(Entries with page source code)
--- BEGIN ---

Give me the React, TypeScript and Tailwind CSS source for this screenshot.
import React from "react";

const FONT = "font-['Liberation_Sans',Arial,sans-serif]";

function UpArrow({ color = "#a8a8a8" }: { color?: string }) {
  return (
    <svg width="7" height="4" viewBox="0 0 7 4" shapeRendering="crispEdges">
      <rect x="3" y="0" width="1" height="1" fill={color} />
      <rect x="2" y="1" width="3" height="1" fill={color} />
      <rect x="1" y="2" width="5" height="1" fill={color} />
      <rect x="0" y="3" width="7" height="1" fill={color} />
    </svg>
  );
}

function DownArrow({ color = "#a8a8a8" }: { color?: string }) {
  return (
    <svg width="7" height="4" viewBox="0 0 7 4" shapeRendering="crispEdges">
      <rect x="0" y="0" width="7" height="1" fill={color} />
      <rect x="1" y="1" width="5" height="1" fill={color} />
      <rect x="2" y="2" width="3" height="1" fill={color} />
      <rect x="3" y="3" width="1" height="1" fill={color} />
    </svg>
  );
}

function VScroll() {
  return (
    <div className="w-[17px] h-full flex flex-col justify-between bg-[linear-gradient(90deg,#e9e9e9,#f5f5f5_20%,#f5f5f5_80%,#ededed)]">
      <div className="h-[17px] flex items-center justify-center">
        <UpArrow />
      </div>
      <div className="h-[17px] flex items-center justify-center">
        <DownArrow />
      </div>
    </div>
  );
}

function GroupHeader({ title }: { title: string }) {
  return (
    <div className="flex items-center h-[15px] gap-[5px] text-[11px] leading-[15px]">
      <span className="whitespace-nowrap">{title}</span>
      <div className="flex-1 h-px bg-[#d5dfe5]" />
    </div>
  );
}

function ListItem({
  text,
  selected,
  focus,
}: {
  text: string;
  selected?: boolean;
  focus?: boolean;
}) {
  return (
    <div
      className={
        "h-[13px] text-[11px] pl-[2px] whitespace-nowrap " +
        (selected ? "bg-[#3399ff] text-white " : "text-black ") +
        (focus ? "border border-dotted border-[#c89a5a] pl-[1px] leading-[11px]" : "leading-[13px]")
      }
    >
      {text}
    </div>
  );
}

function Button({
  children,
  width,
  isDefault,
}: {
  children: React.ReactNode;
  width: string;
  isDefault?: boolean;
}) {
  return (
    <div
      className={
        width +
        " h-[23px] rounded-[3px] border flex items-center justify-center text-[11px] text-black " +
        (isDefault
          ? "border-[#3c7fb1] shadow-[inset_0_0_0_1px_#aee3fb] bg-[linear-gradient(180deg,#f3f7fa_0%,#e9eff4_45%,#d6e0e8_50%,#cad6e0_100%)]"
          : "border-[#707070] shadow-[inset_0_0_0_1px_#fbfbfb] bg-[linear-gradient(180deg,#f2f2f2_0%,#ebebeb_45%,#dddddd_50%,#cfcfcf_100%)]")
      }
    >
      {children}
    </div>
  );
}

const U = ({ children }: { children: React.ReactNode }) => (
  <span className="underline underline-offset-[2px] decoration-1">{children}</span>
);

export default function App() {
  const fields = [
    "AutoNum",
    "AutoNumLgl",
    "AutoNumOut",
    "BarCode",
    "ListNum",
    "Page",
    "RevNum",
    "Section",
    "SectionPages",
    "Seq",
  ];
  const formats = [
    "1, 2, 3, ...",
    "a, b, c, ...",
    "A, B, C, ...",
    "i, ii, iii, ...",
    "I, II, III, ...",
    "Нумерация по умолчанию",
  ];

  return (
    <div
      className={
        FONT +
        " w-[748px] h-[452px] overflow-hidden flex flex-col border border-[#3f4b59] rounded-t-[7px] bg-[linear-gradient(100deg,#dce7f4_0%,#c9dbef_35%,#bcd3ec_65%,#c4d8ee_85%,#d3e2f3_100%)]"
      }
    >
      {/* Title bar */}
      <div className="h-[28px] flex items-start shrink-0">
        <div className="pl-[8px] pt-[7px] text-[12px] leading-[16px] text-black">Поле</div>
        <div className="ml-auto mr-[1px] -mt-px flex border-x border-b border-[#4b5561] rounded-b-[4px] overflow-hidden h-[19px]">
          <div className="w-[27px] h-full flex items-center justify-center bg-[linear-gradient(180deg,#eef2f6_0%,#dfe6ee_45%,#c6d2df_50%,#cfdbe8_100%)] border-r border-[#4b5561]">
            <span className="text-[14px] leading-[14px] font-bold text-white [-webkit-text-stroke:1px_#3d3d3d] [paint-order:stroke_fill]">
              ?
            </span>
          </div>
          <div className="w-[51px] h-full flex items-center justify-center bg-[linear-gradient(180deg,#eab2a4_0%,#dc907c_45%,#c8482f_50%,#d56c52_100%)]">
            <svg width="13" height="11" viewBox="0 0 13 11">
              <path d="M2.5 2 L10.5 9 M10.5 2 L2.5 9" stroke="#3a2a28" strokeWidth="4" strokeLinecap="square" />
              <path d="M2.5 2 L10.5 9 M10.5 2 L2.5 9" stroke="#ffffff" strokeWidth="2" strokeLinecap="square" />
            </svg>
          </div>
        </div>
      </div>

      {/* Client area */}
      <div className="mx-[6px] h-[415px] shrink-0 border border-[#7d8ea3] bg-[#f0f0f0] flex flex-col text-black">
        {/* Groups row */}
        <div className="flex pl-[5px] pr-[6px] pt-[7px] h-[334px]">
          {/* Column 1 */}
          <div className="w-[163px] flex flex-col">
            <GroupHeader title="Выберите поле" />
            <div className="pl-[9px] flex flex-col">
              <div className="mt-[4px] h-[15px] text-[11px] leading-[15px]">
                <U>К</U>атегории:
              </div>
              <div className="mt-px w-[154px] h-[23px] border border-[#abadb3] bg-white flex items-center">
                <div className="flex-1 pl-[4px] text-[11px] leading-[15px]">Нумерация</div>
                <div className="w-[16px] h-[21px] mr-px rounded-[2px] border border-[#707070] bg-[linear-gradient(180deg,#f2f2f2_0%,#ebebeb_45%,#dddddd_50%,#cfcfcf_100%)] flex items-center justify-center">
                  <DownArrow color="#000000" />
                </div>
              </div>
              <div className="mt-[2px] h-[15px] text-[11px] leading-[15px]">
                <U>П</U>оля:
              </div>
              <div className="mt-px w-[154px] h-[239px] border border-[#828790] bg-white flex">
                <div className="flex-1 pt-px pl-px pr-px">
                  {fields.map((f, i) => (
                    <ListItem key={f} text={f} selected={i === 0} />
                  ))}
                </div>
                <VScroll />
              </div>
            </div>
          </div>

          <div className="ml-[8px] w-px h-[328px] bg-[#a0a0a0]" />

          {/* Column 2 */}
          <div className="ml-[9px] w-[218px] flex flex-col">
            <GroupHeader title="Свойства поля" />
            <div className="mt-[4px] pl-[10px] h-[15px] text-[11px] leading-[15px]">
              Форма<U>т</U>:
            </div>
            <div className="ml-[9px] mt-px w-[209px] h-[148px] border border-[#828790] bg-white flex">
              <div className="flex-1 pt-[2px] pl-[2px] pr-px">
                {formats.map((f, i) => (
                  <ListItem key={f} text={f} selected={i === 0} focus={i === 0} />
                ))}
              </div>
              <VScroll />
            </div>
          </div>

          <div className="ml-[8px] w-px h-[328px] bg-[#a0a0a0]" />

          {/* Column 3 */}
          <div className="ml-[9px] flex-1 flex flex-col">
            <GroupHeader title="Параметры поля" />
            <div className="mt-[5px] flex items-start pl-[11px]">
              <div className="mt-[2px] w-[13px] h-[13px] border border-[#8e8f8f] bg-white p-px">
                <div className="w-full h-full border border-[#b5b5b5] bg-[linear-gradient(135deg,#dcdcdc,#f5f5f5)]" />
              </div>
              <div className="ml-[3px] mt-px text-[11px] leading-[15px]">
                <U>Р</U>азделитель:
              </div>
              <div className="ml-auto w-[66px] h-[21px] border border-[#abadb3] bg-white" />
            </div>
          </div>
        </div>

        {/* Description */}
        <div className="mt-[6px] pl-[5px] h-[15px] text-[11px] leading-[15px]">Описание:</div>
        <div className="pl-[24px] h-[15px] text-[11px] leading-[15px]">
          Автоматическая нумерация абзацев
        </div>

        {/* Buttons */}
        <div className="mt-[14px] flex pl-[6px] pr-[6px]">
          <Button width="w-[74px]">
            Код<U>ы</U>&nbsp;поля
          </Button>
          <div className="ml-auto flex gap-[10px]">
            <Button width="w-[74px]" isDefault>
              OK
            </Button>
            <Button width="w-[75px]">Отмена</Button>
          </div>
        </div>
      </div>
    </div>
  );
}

--- END ---
--- BEGIN ---

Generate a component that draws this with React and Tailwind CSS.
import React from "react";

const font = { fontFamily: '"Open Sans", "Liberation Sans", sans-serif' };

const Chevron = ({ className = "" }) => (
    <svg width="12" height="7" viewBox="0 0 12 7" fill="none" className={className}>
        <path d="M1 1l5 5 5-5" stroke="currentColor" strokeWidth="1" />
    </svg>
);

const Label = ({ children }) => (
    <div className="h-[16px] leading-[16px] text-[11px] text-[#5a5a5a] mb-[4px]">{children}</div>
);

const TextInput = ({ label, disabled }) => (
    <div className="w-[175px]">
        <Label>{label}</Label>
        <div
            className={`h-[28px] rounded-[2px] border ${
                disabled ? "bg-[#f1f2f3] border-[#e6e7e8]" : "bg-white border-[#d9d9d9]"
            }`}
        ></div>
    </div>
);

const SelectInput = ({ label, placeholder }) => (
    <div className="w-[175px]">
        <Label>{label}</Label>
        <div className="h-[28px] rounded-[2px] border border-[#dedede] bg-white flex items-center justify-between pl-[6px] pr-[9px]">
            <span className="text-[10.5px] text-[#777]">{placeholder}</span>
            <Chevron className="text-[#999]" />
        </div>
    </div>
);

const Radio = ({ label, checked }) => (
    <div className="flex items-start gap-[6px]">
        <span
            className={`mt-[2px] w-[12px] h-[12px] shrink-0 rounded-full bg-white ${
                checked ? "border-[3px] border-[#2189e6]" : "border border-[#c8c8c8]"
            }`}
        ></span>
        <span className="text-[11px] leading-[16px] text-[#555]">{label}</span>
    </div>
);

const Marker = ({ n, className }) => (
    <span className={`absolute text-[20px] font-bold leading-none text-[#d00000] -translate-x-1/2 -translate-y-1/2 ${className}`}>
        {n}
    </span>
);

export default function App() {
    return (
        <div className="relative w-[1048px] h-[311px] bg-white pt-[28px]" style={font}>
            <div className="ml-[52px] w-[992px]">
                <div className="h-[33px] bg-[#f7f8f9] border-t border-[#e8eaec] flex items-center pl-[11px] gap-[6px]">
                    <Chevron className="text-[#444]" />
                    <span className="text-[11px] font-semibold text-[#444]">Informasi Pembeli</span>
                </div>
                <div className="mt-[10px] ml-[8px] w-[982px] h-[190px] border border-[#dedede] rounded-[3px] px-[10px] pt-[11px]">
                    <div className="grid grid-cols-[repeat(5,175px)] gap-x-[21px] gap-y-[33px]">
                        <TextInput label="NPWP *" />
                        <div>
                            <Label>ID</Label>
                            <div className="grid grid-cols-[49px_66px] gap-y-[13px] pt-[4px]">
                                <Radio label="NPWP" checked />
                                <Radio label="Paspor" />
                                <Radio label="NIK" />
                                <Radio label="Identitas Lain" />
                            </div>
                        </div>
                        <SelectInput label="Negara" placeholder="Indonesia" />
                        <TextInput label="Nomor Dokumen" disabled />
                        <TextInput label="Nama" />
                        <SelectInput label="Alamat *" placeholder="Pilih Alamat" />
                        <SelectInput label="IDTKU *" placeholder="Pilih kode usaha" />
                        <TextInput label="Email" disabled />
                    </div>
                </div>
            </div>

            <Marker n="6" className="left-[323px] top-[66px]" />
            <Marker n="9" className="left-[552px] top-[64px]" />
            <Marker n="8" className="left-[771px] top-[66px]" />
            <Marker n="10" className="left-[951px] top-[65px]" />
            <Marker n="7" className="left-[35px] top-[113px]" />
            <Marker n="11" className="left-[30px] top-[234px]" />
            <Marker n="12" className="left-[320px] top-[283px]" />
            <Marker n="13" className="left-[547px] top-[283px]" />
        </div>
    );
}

--- END ---

■ **Given problem**
Return the number of lines that include the word "this", and nothing else.

■ **Answer to the task**
2